**Task objective**
State the number of lines where "React" appears. Add nothing else.

**Data listing**

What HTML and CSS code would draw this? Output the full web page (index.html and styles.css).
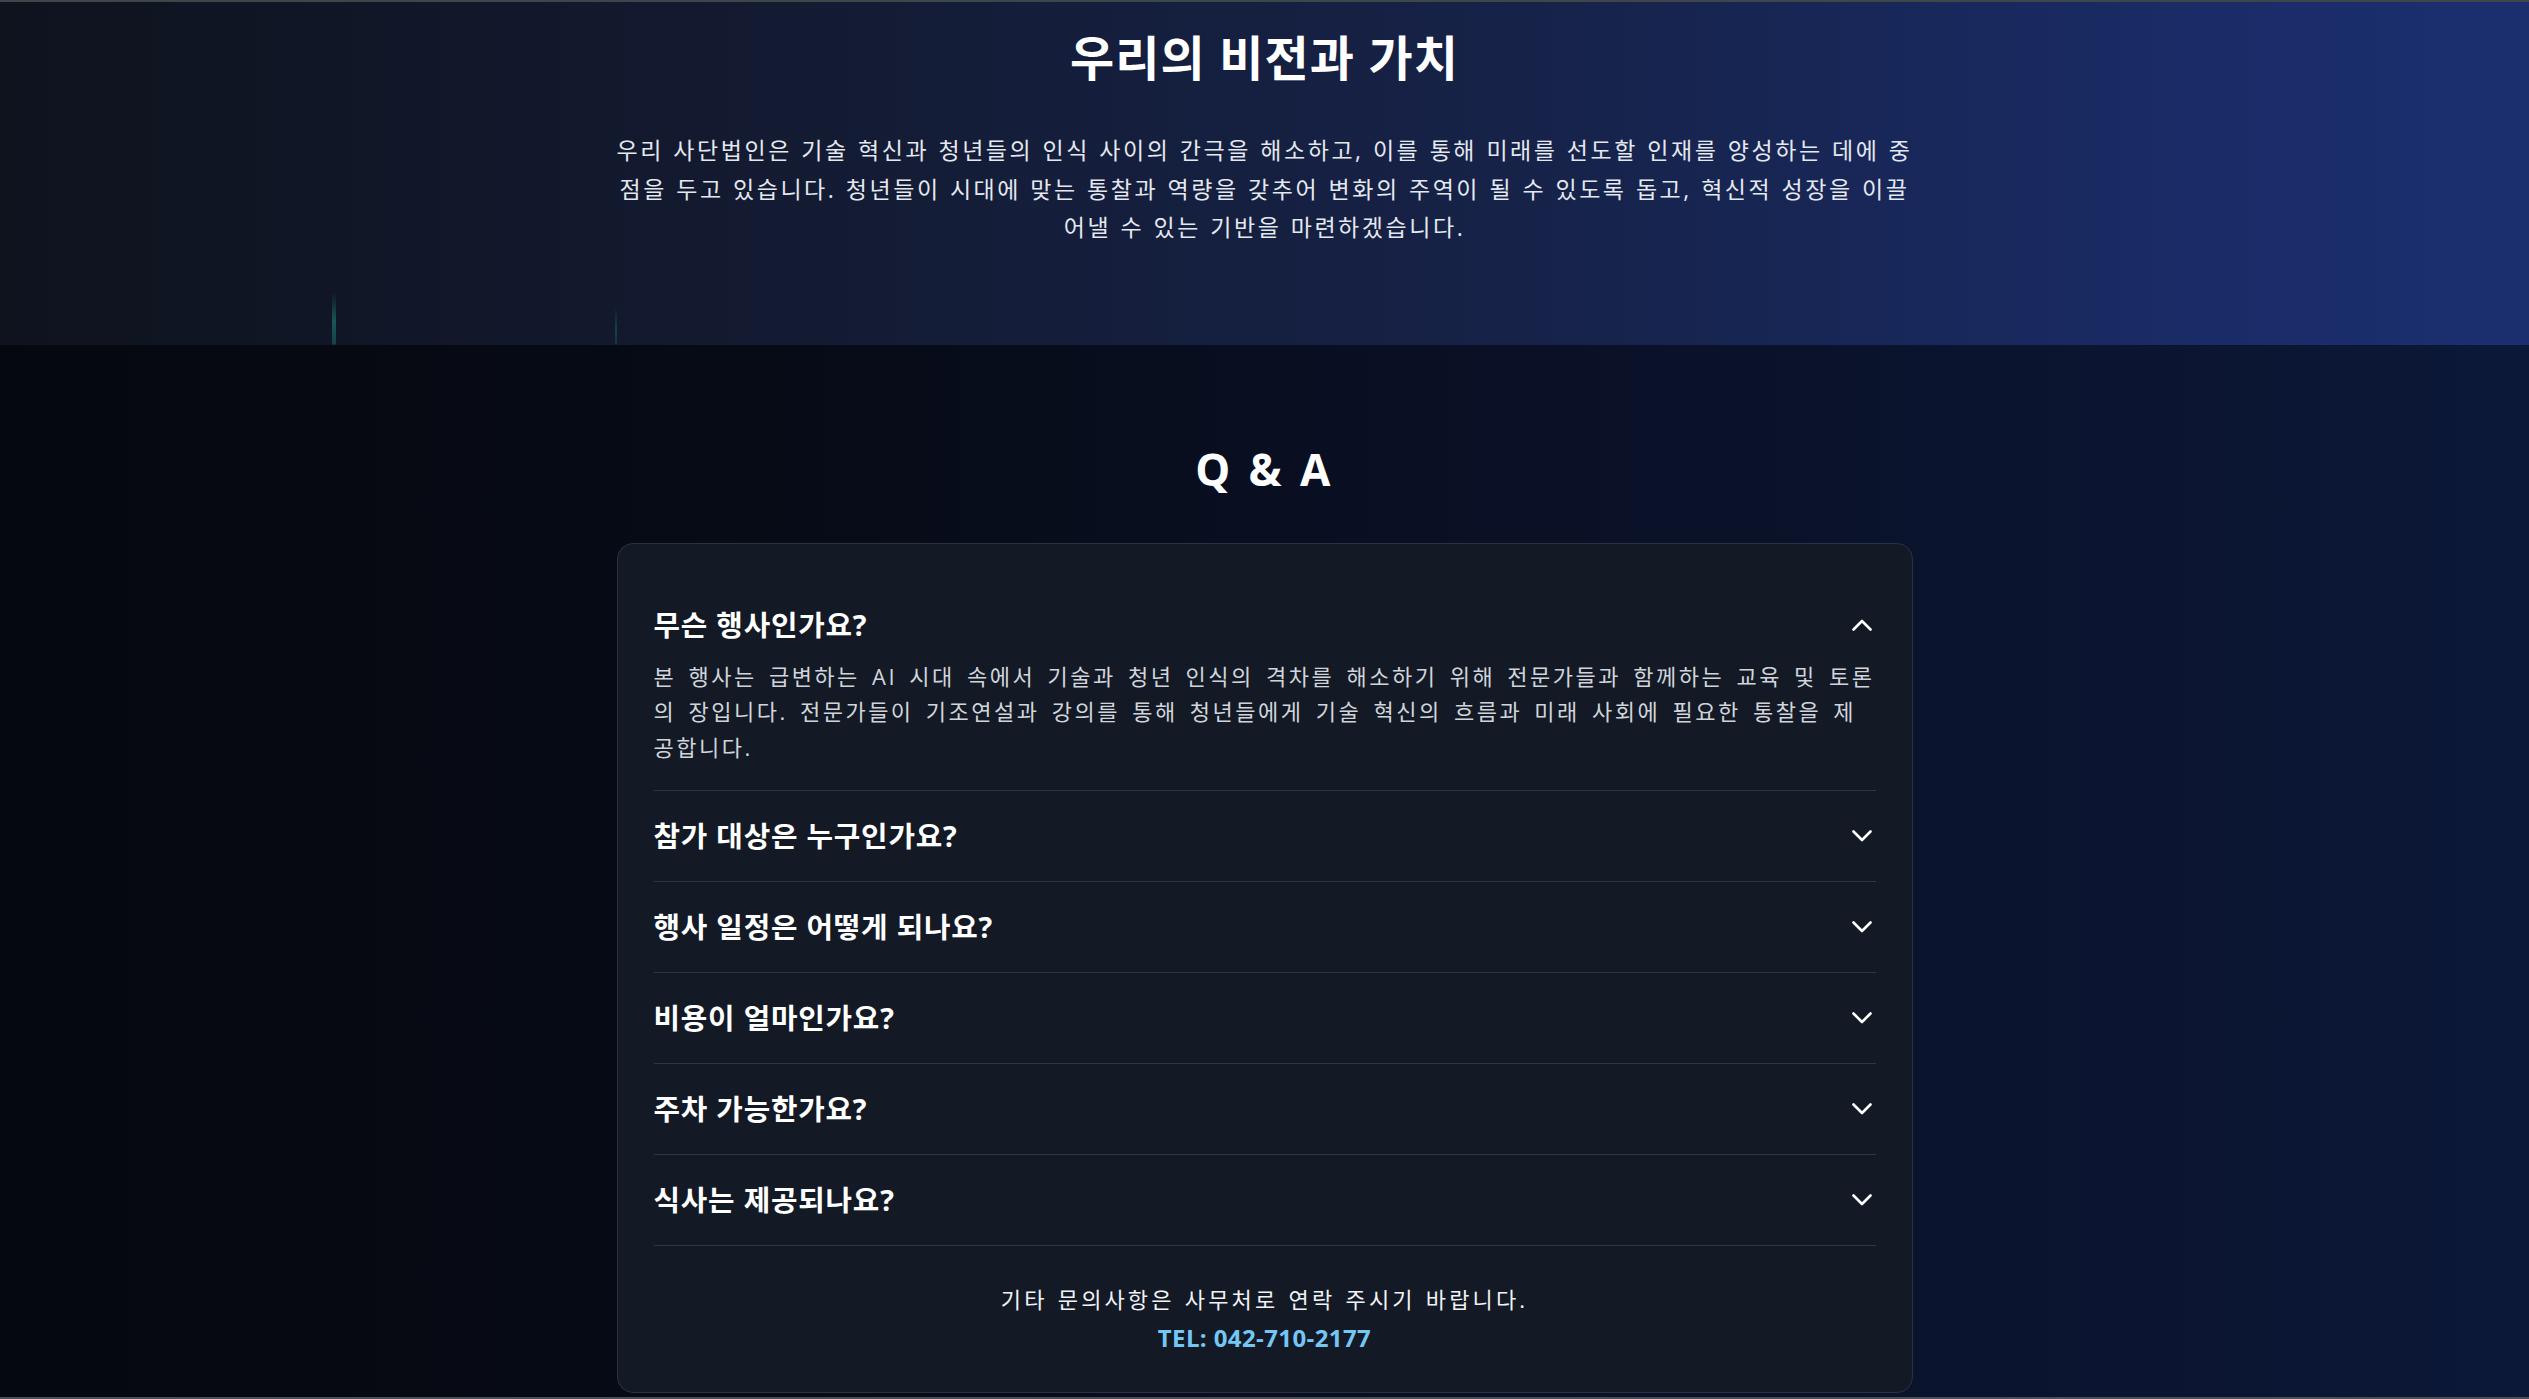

==

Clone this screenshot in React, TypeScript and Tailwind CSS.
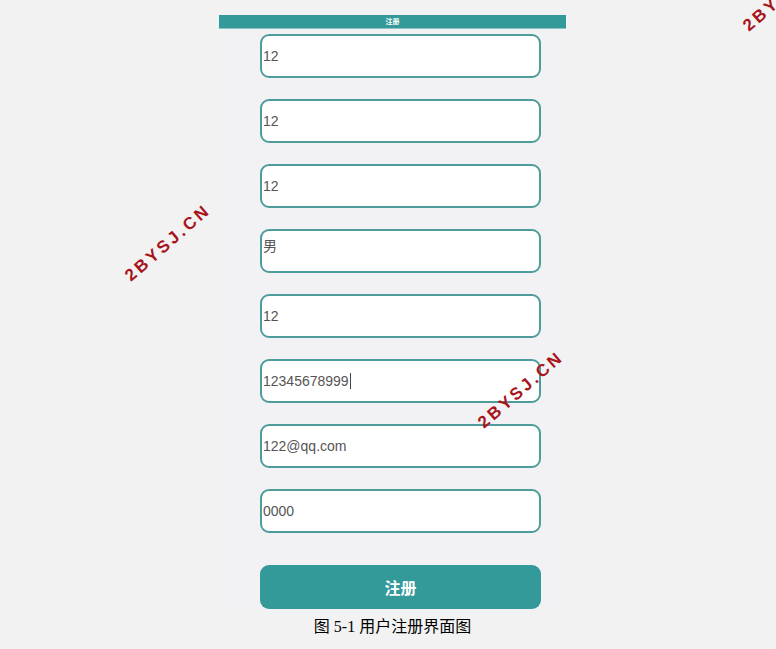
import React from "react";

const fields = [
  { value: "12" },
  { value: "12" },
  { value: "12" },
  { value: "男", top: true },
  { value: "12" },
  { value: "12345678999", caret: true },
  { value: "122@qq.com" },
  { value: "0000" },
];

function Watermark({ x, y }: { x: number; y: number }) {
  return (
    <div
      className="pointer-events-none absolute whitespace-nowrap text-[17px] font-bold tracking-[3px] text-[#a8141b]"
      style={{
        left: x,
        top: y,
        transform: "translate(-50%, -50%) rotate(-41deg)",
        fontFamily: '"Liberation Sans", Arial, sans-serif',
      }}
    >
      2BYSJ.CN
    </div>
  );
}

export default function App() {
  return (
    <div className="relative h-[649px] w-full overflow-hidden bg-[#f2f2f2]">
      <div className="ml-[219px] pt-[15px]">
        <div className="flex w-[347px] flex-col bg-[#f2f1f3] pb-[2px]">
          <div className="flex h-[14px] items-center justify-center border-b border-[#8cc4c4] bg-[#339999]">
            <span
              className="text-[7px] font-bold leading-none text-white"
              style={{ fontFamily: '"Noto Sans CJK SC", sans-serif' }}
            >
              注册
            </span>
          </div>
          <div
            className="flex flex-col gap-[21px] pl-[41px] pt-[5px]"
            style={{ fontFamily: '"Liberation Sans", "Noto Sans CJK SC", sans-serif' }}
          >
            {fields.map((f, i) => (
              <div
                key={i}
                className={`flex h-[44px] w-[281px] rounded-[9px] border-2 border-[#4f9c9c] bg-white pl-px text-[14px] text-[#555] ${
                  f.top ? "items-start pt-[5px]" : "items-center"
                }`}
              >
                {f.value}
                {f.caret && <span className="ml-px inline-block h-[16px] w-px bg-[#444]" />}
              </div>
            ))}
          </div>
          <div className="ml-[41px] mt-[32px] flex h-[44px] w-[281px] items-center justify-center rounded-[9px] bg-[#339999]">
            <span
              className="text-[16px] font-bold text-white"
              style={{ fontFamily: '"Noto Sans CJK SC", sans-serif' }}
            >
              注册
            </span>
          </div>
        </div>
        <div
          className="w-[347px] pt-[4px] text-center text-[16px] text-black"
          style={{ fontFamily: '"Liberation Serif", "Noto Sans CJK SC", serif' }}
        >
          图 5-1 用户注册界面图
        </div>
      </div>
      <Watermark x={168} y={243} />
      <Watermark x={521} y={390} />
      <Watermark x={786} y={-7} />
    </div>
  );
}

**Finished exercise**
2